Alors quels sont, actuellement, les États à même de rassurer les pouvoirs publics algériens et de leur fournir des garanties suffisantes de stabilité politique, sociale, économique et financière pour les convaincre de placer les 120-140 milliards dollars restant ? Quels sont, actuellement, les actifs de risque zéro qui pourraient avoir la bénédiction des responsables algériens ? Quels seraient, donc les risques auxquels ses placements sont exposés et les éventuelles répercussions sur l'Algérie si l'un de ces pays débiteurs agit comme l'a fait l'Islande ?

* Économiste et chercheur

Notes et références:

1- Homme d'État français, 1888-1979, dans Mémoires Éditions Fayard, 1976,

2- Le référendum organisé le 9 avril 2011 a vu une victoire du non avec plus de 60%, après le refus du Président de ratifier la loi sur le remboursement de la dette de la banque Icesave.

3- L'accord de stabilisation Stand-by et le Programme d'Ajustement Structurel P.A.S après la «presque-cessation» de paiement en 1994.

4- Credit Default Swap est la nouvelle bulle à risque que tous les observateurs craignent de voir exploser. Elle pèse actuellement plus de quarante-cinq mille milliards dollars U.S soit plus du double de la capitalisation boursière américaine.

5- Le 15 aout 1971, Richard Nixon, alors Président des U.S.A décida unilatéralement de dévaluer le dollar américain et de suspendre sa convertibilité totale vis-à-vis de l'or.

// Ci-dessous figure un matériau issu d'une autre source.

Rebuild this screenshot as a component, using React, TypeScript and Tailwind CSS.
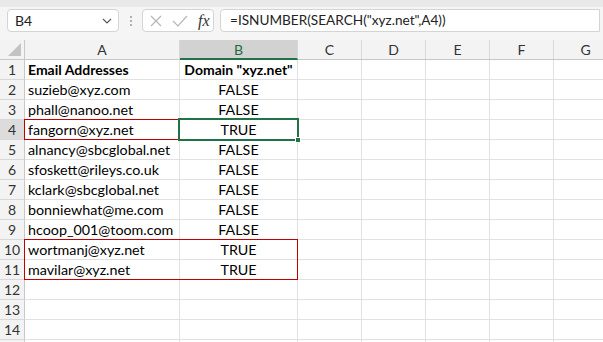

Un véritable diktat subi même par les partenaires traditionnels des U.S.A.

6- La taille actuelle (au 30 septembre 2011) de la dette américaine est de 14980 milliards dollars U.S soit 102% du PIB de 2010 selon les données du FMI.

7- Voir les déclarations de François Hollande lors du discours d'investiture socialiste du candidat aux présidentielles françaises.

8- Robert Blondin, figure emblématique de la radio québécoise, auteur, animateur, réalisateur et consultant reconnu également , dans 7 degrés de solitude ouest, Éditions QUINZE, 1989.